Tuesday 27 March 2018

St. John Chrysostom: "...do you see that He everywhere declares that He has been sent..."




"I have come in My Father's name, and you receive Me not; if another shall come in his own name, him will you receive". (John 5:43)

2. Do you see that He everywhere declares that He has been sent, that judgment has been committed to Him by the Father, that He can do nothing of Himself, in order that He may cut off all excuse for their unfairness? But who is it that He here says shall come in his own name? He alludes here toAntichrist, and puts an incontrovertible proof of their unfairness. For if as loving God ye persecute Me, much more ought this to have taken place in the case of Antichrist. For he will neither say that he is sent by the Father, nor that he comes according to his will, but in everything contrariwise, seizing like a tyrant what belongs not to him, and asserting that he is the very God over all, as Paul says, 'Exalting himself above all that is called God, or that is worshipped, showing himself that he is God.' This is to 'come in his own name.' I do not so, but have come in the Name of My Father. 


That they received not One who said that He was sent of God, was a sufficient proof that they loved not God; but now from the contrary of this fact, from their being about to receive Antichrist, He shows their shamelessness. For when they received not One who asserts that He was sent by God, and are about to worship one who knows Him not, and who says that he is God over all, it is clear that their persecution proceeded from malice and from hating God. On this account He puts two reasons for His words; and first the kinder one, That ye may be saved; and, That ye may have life: and when they would have mocked at Him, He puts the other which was more striking, showing that even although His hearers should not believe, yet that God was wont always to do His own works. 
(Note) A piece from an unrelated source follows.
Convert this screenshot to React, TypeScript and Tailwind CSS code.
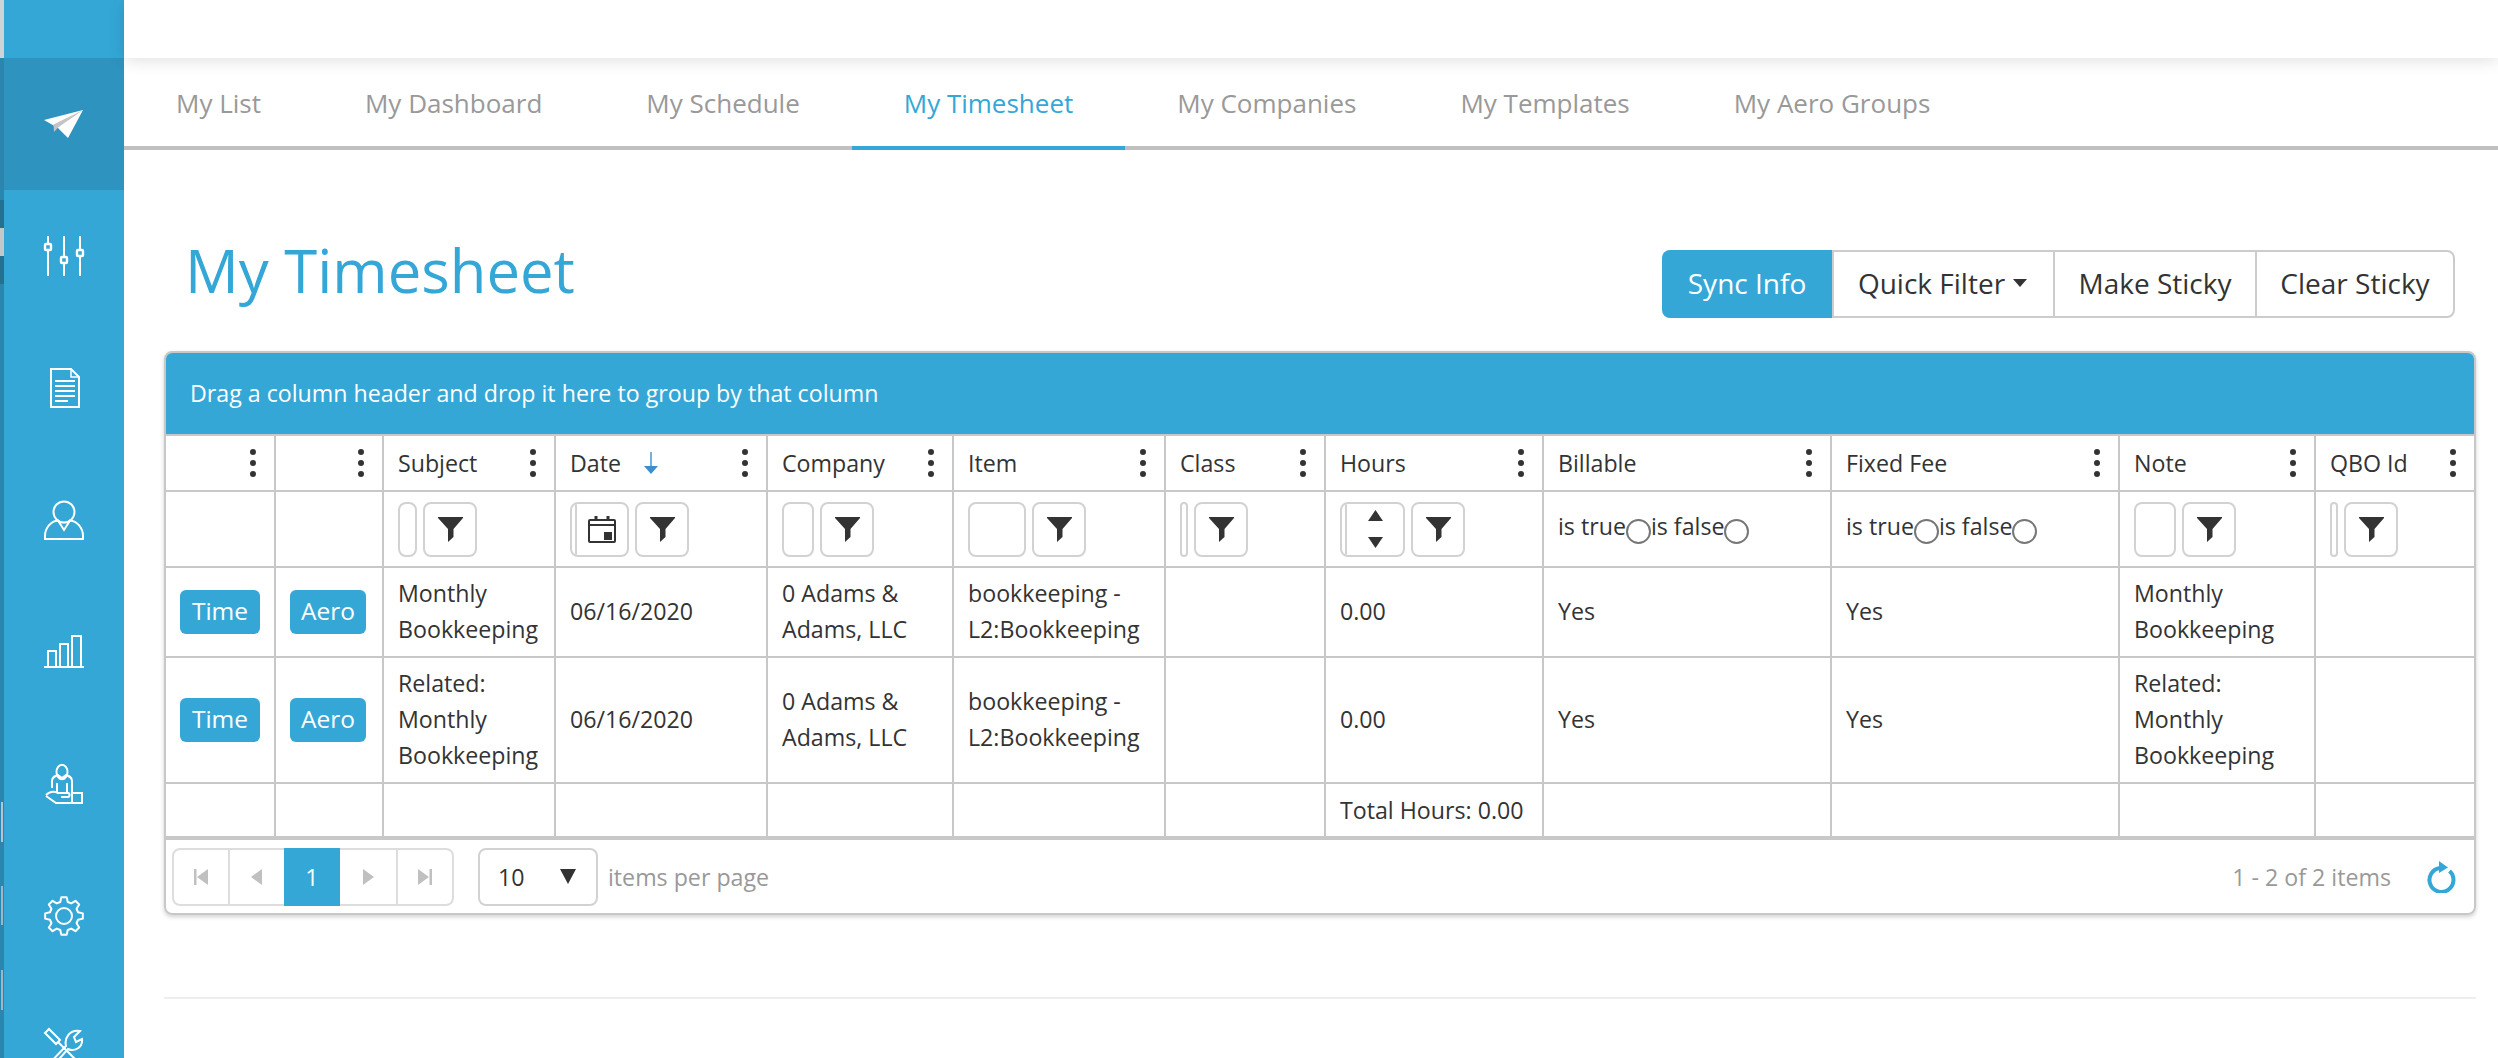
import type { ReactNode } from "react";

const strip: [string, string][] = [
  ["h-[58px]", "bg-[#cfd3d5]"],
  ["h-[142px]", "bg-[#2a86ae]"],
  ["h-[28px]", "bg-[#23708f]"],
  ["h-[28px]", "bg-[#c4c8ca]"],
  ["h-[28px]", "bg-[#23708f]"],
  ["h-[518px]", "bg-[#2a86ae]"],
  ["h-[40px] w-[2px] ml-[1px]", "bg-[#b8c4ca]"],
  ["h-[44px]", "bg-[#2a86ae]"],
  ["h-[39px] w-[2px] ml-[1px]", "bg-[#9fb6c2]"],
  ["h-[45px]", "bg-[#2a86ae]"],
  ["h-[40px] w-[2px] ml-[1px]", "bg-[#9fb6c2]"],
  ["h-[48px]", "bg-[#2a86ae]"],
];

function gearPath() {
  const pts: string[] = [];
  for (let i = 0; i < 8; i++) {
    const a = (i * Math.PI) / 4 - Math.PI / 2;
    const at = (r: number, d: number) => {
      const t = a + (d * Math.PI) / 180;
      return `${(20 + r * Math.cos(t)).toFixed(2)} ${(20 + r * Math.sin(t)).toFixed(2)}`;
    };
    pts.push(at(14.5, -15), at(19, -8), at(19, 8), at(14.5, 15));
  }
  return "M" + pts.join("L") + "Z";
}

function SideIcon({ children }: { children: ReactNode }) {
  return (
    <svg
      viewBox="0 0 40 40"
      className="w-10 h-10 overflow-visible"
      fill="none"
      stroke="#fff"
      strokeWidth="2"
    >
      {children}
    </svg>
  );
}

const sideIcons = [
  <SideIcon key="plane">
    <path d="M0 16L39 6L24 34L14 24Z" fill="#fff" stroke="none" />
    <path d="M39 6L9.5 20.5L10 28L14 23.5Z" fill="#c4c4c4" stroke="none" />
  </SideIcon>,
  <SideIcon key="sliders">
    <path d="M4 0V40M20 0V40M36 0V40" />
    <rect x="1" y="8" width="6" height="6" rx="1" fill="#34a7d7" strokeWidth="2.4" />
    <rect x="17" y="21" width="6" height="6" rx="1" fill="#34a7d7" strokeWidth="2.4" />
    <rect x="33" y="14" width="6" height="6" rx="1" fill="#34a7d7" strokeWidth="2.4" />
  </SideIcon>,
  <SideIcon key="doc">
    <path d="M7 1H27L35 9V39H7Z" />
    <path d="M27 1V9H35" strokeWidth="1.5" />
    <path d="M11 13H31M11 18H31M11 23H31M11 28H31M11 33H24" />
  </SideIcon>,
  <SideIcon key="user">
    <circle cx="20" cy="12" r="10.5" />
    <path d="M1 39V36C1 28 7 21 14 20.5L20 30L26 20.5C33 21 39 28 39 36V39Z" />
  </SideIcon>,
  <SideIcon key="chart">
    <path d="M4 35V19H12V35M16 35V12H24V35M28 35V4H37V35" />
    <path d="M0 35H40" />
  </SideIcon>,
  <SideIcon key="person">
    <ellipse cx="18" cy="8" rx="5.5" ry="7.2" />
    <path d="M8 24V17C8 13 11 12 14 11L18 14L22 11C25 12 28 13 28 17V29M13 19V28M23 19V28" />
    <path d="M2 31C6 27 10 27 14 29H24C26 29 26 33 24 33H17M2 32L12 39H38V29H28V39" />
  </SideIcon>,
  <SideIcon key="gear">
    <path d={gearPath()} strokeLinejoin="round" />
    <circle cx="20" cy="20" r="8" />
  </SideIcon>,
  <SideIcon key="tools">
    <path d="M1 5L5 1L16 12L12 16Z" />
    <path d="M14 14L38 38" />
    <path d="M3 38L22 18C20 10 26 1 36 3L30 9L32 14L38 11C39 20 30 24 24 21L7 40" />
  </SideIcon>,
];

function Dots() {
  return (
    <svg viewBox="0 0 6 28" className="w-[6px] h-7 shrink-0" fill="#333">
      <circle cx="3" cy="3" r="3" />
      <circle cx="3" cy="14" r="3" />
      <circle cx="3" cy="25" r="3" />
    </svg>
  );
}

function Funnel() {
  return (
    <svg viewBox="0 0 25 25" className="w-[25px] h-[25px]" fill="#333">
      <path d="M0 0H25V1L15.5 12V20L10 25V12L0 1Z" />
    </svg>
  );
}

function Calendar() {
  return (
    <svg viewBox="0 0 28 28" className="w-7 h-7" fill="none" stroke="#333" strokeWidth="2">
      <path d="M2 5H26Q27 5 27 6V26Q27 27 26 27H2Q1 27 1 26V6Q1 5 2 5Z" />
      <path d="M1 10H27" />
      <path d="M8 1V6M20 1V6" strokeWidth="3" />
      <rect x="16" y="17" width="8" height="8" fill="#333" stroke="none" />
    </svg>
  );
}

function Spinner() {
  return (
    <div className="flex flex-col items-center gap-[16px]">
      <svg viewBox="0 0 15 11" className="w-[15px] h-[11px]" fill="#333">
        <path d="M7.5 0L15 11H0Z" />
      </svg>
      <svg viewBox="0 0 15 11" className="w-[15px] h-[11px]" fill="#333">
        <path d="M0 0H15L7.5 11Z" />
      </svg>
    </div>
  );
}

function FilterCell({ input, inner }: { input: string; inner?: ReactNode }) {
  return (
    <div className="flex items-center gap-[6px]">
      <div className={`${input} h-[55px] rounded-lg border-2 border-[#d2d2d2] bg-white flex overflow-hidden`}>
        {inner && (
          <div className="ml-[3px] flex-1 border-l-2 border-[#d2d2d2] flex items-center justify-center">
            {inner}
          </div>
        )}
      </div>
      <button className="w-[54px] h-[55px] rounded-lg border-2 border-[#d2d2d2] bg-white flex items-center justify-center">
        <Funnel />
      </button>
    </div>
  );
}

function Radio() {
  return (
    <span className="inline-block w-[25px] h-[25px] rounded-full border-2 border-[#777] bg-white align-[-9px]" />
  );
}

function BoolFilter() {
  return (
    <div className="-mt-[6px]">
      is true
      <Radio />
      is false
      <Radio />
    </div>
  );
}

type Col = {
  title: string;
  width: string;
  filter?: ReactNode;
  sorted?: boolean;
};

const cols: Col[] = [
  { title: "", width: "w-[110px]" },
  { title: "", width: "w-[108px]" },
  { title: "Subject", width: "w-[172px]", filter: <FilterCell input="w-[19px]" /> },
  { title: "Date", width: "w-[212px]", sorted: true, filter: <FilterCell input="w-[59px]" inner={<Calendar />} /> },
  { title: "Company", width: "w-[186px]", filter: <FilterCell input="w-[32px]" /> },
  { title: "Item", width: "w-[212px]", filter: <FilterCell input="w-[58px]" /> },
  { title: "Class", width: "w-[160px]", filter: <FilterCell input="w-[8px]" /> },
  { title: "Hours", width: "w-[218px]", filter: <FilterCell input="w-[65px]" inner={<Spinner />} /> },
  { title: "Billable", width: "w-[288px]", filter: <BoolFilter /> },
  { title: "Fixed Fee", width: "w-[288px]", filter: <BoolFilter /> },
  { title: "Note", width: "w-[196px]", filter: <FilterCell input="w-[42px]" /> },
  { title: "QBO Id", width: "w-[158px]", filter: <FilterCell input="w-[8px]" /> },
];

const rows = [
  { h: "h-[90px]", subject: ["Monthly", "Bookkeeping"] },
  { h: "h-[126px]", subject: ["Related:", "Monthly", "Bookkeeping"] },
];

function Lines({ items }: { items: string[] }) {
  return (
    <>
      {items.map((t) => (
        <div key={t}>{t}</div>
      ))}
    </>
  );
}

const cell = "border-r-2 border-b-2 border-[#c8c8c8] last:border-r-0 pl-[14px] align-middle";
const dataCell = `${cell} pb-[2px]`;

function PageArrow({ d }: { d: string }) {
  return (
    <svg viewBox="0 0 16 18" className="w-4 h-[18px]" fill="#c0c0c0">
      <path d={d} />
    </svg>
  );
}

const tabs = ["My List", "My Dashboard", "My Schedule", "My Timesheet", "My Companies", "My Templates", "My Aero Groups"];

export default function App() {
  return (
    <div className="flex w-screen h-screen overflow-hidden bg-white font-['Open_Sans',sans-serif] text-[23.2px] leading-[36px] text-[#333]">
      {/* sidebar */}
      <div className="flex shrink-0 w-[124px]">
        <div className="w-1 flex flex-col bg-[#2a86ae]">
          {strip.map(([h, c], i) => (
            <div key={i} className={`${h} ${c}`} />
          ))}
        </div>
        <div className="flex-1 bg-[#34a7d7] pt-[58px]">
          {sideIcons.map((icon, i) => (
            <div
              key={i}
              className={`h-[132px] flex items-center justify-center ${i === 0 ? "bg-[#2f93bf]" : ""}`}
            >
              {icon}
            </div>
          ))}
        </div>
      </div>

      <div className="flex-1 min-w-0">
        <div className="relative h-[58px] bg-white shadow-[0_2px_16px_rgba(0,0,0,0.13)]" />

        {/* tabs */}
        <div className="flex h-[92px] border-b-4 border-[#c0c0c0] text-[26px] text-[#999]">
          {tabs.map((t) => (
            <a
              key={t}
              className={`px-[52px] pt-[1px] flex items-center -mb-1 border-b-4 ${
                t === "My Timesheet" ? "border-[#34a7d7] text-[#34a7d7]" : "border-transparent"
              }`}
            >
              {t}
            </a>
          ))}
        </div>

        <div className="pl-[40px] pr-[22px]">
          <div className="flex justify-between items-start h-[201px] pl-[21px] pr-[21px]">
            <h1 className="mt-[80px] text-[59.8px] leading-[80px] text-[#34a7d7]">My Timesheet</h1>
            <div className="mt-[100px] flex h-[68px] text-[28px]">
              <button className="w-[170px] pb-[2px] rounded-l-lg bg-[#34a7d7] text-white">Sync Info</button>
              <button className="w-[221px] pb-[2px] pr-[2px] border-2 border-r-0 border-[#cccccc] flex items-center justify-center gap-[8px]">
                Quick Filter
                <span className="w-0 h-0 border-x-[7.5px] border-x-transparent border-t-[8px] border-t-[#333]" />
              </button>
              <button className="w-[202px] pb-[2px] border-2 border-r-0 border-[#cccccc]">Make Sticky</button>
              <button className="w-[200px] pb-[2px] border-2 border-[#cccccc] rounded-r-lg">Clear Sticky</button>
            </div>
          </div>

          {/* grid */}
          <div className="rounded-lg border-2 border-[#c8c8c8] shadow-[0_2px_4px_rgba(0,0,0,0.18)] overflow-hidden">
            <div className="h-[81px] pb-[2px] bg-[#34a7d7] text-white flex items-center pl-[24px]">
              Drag a column header and drop it here to group by that column
            </div>
            <table className="w-full table-fixed border-separate border-spacing-0">
              <colgroup>
                {cols.map((c, i) => (
                  <col key={i} className={c.width} />
                ))}
              </colgroup>
              <thead>
                <tr className="h-[58px]">
                  {cols.map((c, i) => (
                    <th key={i} className={`${cell} border-t-2 font-normal text-left pr-[18px]`}>
                      <div className="flex items-center">
                        <span>{c.title}</span>
                        {c.sorted && (
                          <svg viewBox="0 0 14 22" className="w-[14px] h-[22px] ml-[23px]" fill="#3b8ed0">
                            <path d="M6.3 0H7.7V14H14L7 22L0 14H6.3Z" />
                          </svg>
                        )}
                        <span className="flex-1" />
                        <Dots />
                      </div>
                    </th>
                  ))}
                </tr>
                <tr className="h-[76px]">
                  {cols.map((c, i) => (
                    <th key={i} className={`${cell} font-normal text-left`}>
                      {c.filter}
                    </th>
                  ))}
                </tr>
              </thead>
              <tbody>
                {rows.map((r, i) => (
                  <tr key={i} className={r.h}>
                    <td className={cell}>
                      <span className="flex items-center justify-center w-[80px] h-[44px] pb-[2px] rounded-md bg-[#34a7d7] text-white text-[24.5px]">
                        Time
                      </span>
                    </td>
                    <td className={cell}>
                      <span className="flex items-center justify-center w-[76px] h-[44px] pb-[2px] rounded-md bg-[#34a7d7] text-white text-[24.5px]">
                        Aero
                      </span>
                    </td>
                    <td className={dataCell}>
                      <Lines items={r.subject} />
                    </td>
                    <td className={dataCell}>06/16/2020</td>
                    <td className={dataCell}>
                      <Lines items={["0 Adams &", "Adams, LLC"]} />
                    </td>
                    <td className={dataCell}>
                      <Lines items={["bookkeeping -", "L2:Bookkeeping"]} />
                    </td>
                    <td className={dataCell} />
                    <td className={dataCell}>0.00</td>
                    <td className={dataCell}>Yes</td>
                    <td className={dataCell}>Yes</td>
                    <td className={dataCell}>
                      <Lines items={r.subject} />
                    </td>
                    <td className={dataCell} />
                  </tr>
                ))}
                <tr className="h-[56px]">
                  {cols.map((c, i) => (
                    <td key={i} className={`${cell} border-b-4`}>
                      {c.title === "Hours" ? "Total Hours: 0.00" : ""}
                    </td>
                  ))}
                </tr>
              </tbody>
            </table>

            {/* pager */}
            <div className="h-[73px] flex items-center pl-[6px] pr-[18px]">
              <div className="flex h-[58px]">
                <div className="w-[58px] rounded-l-lg border-2 border-r-2 border-[#dddddd] flex items-center justify-center">
                  <PageArrow d="M1 1H3.5V17H1ZM15 1V17L4 9Z" />
                </div>
                <div className="w-[54px] border-y-2 border-[#dddddd] flex items-center justify-center">
                  <PageArrow d="M13 1V17L2 9Z" />
                </div>
                <div className="w-[56px] bg-[#34a7d7] text-white flex items-center justify-center">1</div>
                <div className="w-[58px] border-y-2 border-r-2 border-[#dddddd] flex items-center justify-center">
                  <PageArrow d="M3 1V17L14 9Z" />
                </div>
                <div className="w-[56px] rounded-r-lg border-y-2 border-r-2 border-[#dddddd] flex items-center justify-center">
                  <PageArrow d="M1 1V17L12 9ZM12.5 1H15V17H12.5Z" />
                </div>
              </div>
              <div className="ml-[24px] w-[120px] h-[58px] rounded-lg border-2 border-[#d2d2d2] flex items-center justify-between pl-[18px] pr-[20px]">
                <span>10</span>
                <span className="w-0 h-0 border-x-[8.5px] border-x-transparent border-t-[15px] border-t-[#333]" />
              </div>
              <span className="ml-[10px] text-[#999]">items per page</span>
              <span className="ml-auto text-[#999]">1 - 2 of 2 items</span>
              <svg viewBox="0 0 30 32" className="ml-[35px] w-[30px] h-[32px]" fill="none" stroke="#34a7d7" strokeWidth="4">
                <path d="M23.5 10A12 12 0 1 1 14 7" />
                <path d="M13 0L22 6.5L13 12Z" fill="#34a7d7" stroke="none" />
              </svg>
            </div>
          </div>

          <div className="mt-[82px] h-[2px] bg-[#eeeeee]" />
        </div>
      </div>
    </div>
  );
}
Now Paul speaking concerning Antichrist said prophetically, that God shall send them strong delusion — that they all might be judged who believed not the truth, but had pleasure in unrighteousness. Christ said not, He shall come; but, if He come, from tenderness for His hearers; and because all their obstinacy was not yet complete. He was silent as to the reason of His coming; but Paul, for those who can understand, has particularly alluded to it. For it is he who takes away all excuse from them.